First, § 1605(a)(3) specifically distinguishes between when the commercial activity of the "foreign state" is relevant and when such activity of the "agency or instrumentality of a foreign state" is to be considered in determining the existence of subject matter jurisdiction. Under the statute, assuming that rights in property have been taken in violation of international law, then the "expropriation" exception applies if (1) the property taken or any property exchanged therefore "is present in the United States in connection with a commercial activity carried on in the United States by the foreign state," or (2) such property "is owned or operated by an agency or instrumentality of the foreign state and that agency or instrumentality . . . [must] engage in commercial activity in the United States." 28 U.S.C. § 1605(a)(3) (emphasis added). Although the term "foreign state" encompasses its agencies and instrumentalities, see 28 U.S.C. § 1603(a), the reverse is not the case. Since Antares has not alleged that any property at issue is present in the United States in connection with the FRN's commercial activity here, the plain language of the statute focuses the inquiry on, among other things, the commercial activity of the "agency or instrumentality" — here the NAA — and not on that of the FRN. In addition, Antares' claims to the contrary notwithstanding, we see no reason to depart from the general rule that "government instrumentalities established as juridical entities distinct and independent from their sovereign should normally be treated as such." See First Nat'l City Bank v. Banco Para El Comercio Exterior de Cuba, 462 U.S. 611, 626-27, 103 S.Ct. 2591, 2599-600, 77 L.Ed.2d 46 (1983); Dayton v. Czechoslovak Socialist Republic, 672 F.Supp. 7, 10 (D.D.C. 1986), aff'd, 834 F.2d 203 (D.C.Cir. 1987), cert. denied, 486 U.S. 1054, 108 S.Ct. 2820, 100 L.Ed.2d 921 (1988).
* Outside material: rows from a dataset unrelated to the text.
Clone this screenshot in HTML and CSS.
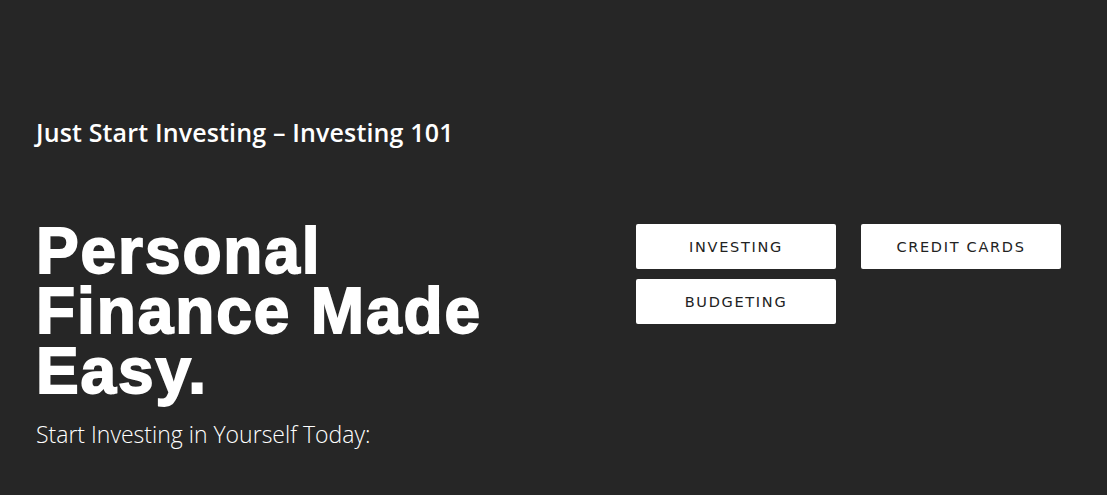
FILE: index.html
```html
<!DOCTYPE html>
<html lang="en">
<head>
<meta charset="utf-8">
<title>Just Start Investing</title>
<link rel="stylesheet" href="styles.css">
</head>
<body>
<div class="page">
  <div class="site-title">Just Start Investing – Investing 101</div>
  <div class="hero">
    <div class="hero-text">
      <h1 class="headline">Personal<br>Finance Made<br>Easy.</h1>
      <p class="tagline">Start Investing in Yourself Today:</p>
    </div>
    <div class="buttons">
      <a class="btn">INVESTING</a>
      <a class="btn">CREDIT CARDS</a>
      <a class="btn">BUDGETING</a>
    </div>
  </div>
</div>
</body>
</html>
```
FILE: styles.css
```css
html, body {
  margin: 0;
  padding: 0;
  background: #262626;
  height: 100%;
}
.page {
  padding: 114px 0 0 36px;
  color: #fff;
}
.site-title {
  font-family: "Open Sans", "Noto Sans", sans-serif;
  font-weight: 600;
  font-size: 25px;
  line-height: 36px;
  letter-spacing: 0.15px;
}
.hero {
  display: flex;
  margin-top: 71px;
}
.hero-text {
  width: 600px;
}
.headline {
  margin: 0;
  padding-top: 0;
  font-family: "Liberation Sans", Arial, sans-serif;
  font-weight: 700;
  font-size: 64px;
  line-height: 60px;
  letter-spacing: 1.9px;
  -webkit-text-stroke: 1.8px #fff;
  color: #fff;
}
.tagline {
  margin: 17px 0 0 0;
  font-family: "Open Sans", "Noto Sans", sans-serif;
  font-weight: 300;
  font-size: 23px;
  line-height: 32px;
  letter-spacing: 0;
}
.buttons {
  display: grid;
  grid-template-columns: 200px 200px;
  grid-auto-rows: 45px;
  column-gap: 25px;
  row-gap: 10px;
  margin-top: 3px;
  align-content: start;
}
.btn {
  background: #fff;
  border-radius: 2px;
  color: #222;
  font-family: "DejaVu Sans", Verdana, sans-serif;
  font-size: 14.5px;
  letter-spacing: 1.7px;
  display: flex;
  align-items: center;
  justify-content: center;
}
```
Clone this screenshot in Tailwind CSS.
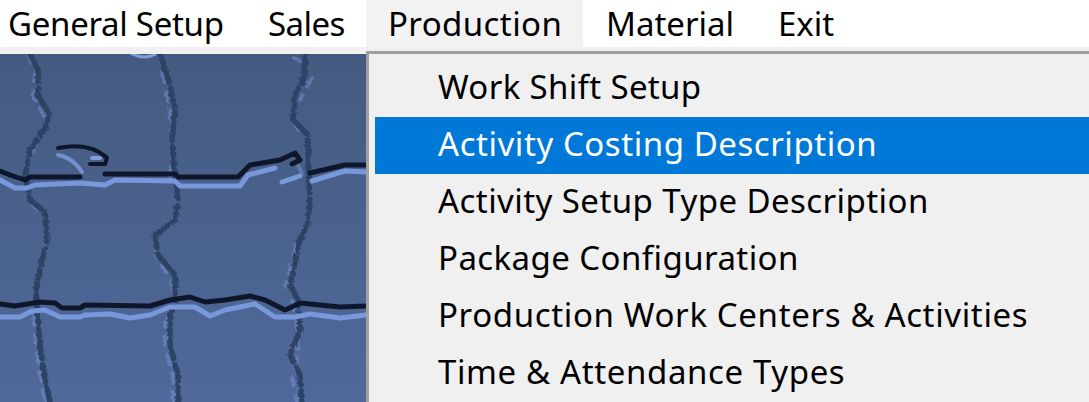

Moreover, even assuming that the NAA was an agent of the FRN, as opposed to an independent corporate entity, it would be inappropriate to attribute the FRN's commercial activity in the United States to the NAA for purposes of establishing subject matter jurisdiction under the FSIA based on the NAA's alleged expropriation of Antares' property in Nigeria. Under general principles of agency law, although the jurisdictional contacts of an agent may properly be imputed to the principal, the reverse is not true. Cf. Gilson v. Republic of Ireland, 606 F.Supp. 38, 44 (D.D.C. 1984), aff'd, 787 F.2d 655 (D.C.Cir. 1986); Grove Valve Regulator Co. v. Iranian Oil Servs., Ltd., 87 F.R.D. 93, 96 (S.D.N.Y. 1980) (Weinfeld, J.). The district court therefore did not err in refusing to attribute the FRN's commercial activity in the United States to the NAA in determining that the NAA did not engage in commercial activity in this country. Accordingly, the court correctly concluded that it had no subject matter jurisdiction regarding either defendant in this action.

CONCLUSION

We have examined each of Antares' remaining contentions and find them to be without merit. Based on the foregoing, the judgment of the district court dismissing this case for lack of subject matter jurisdiction is affirmed.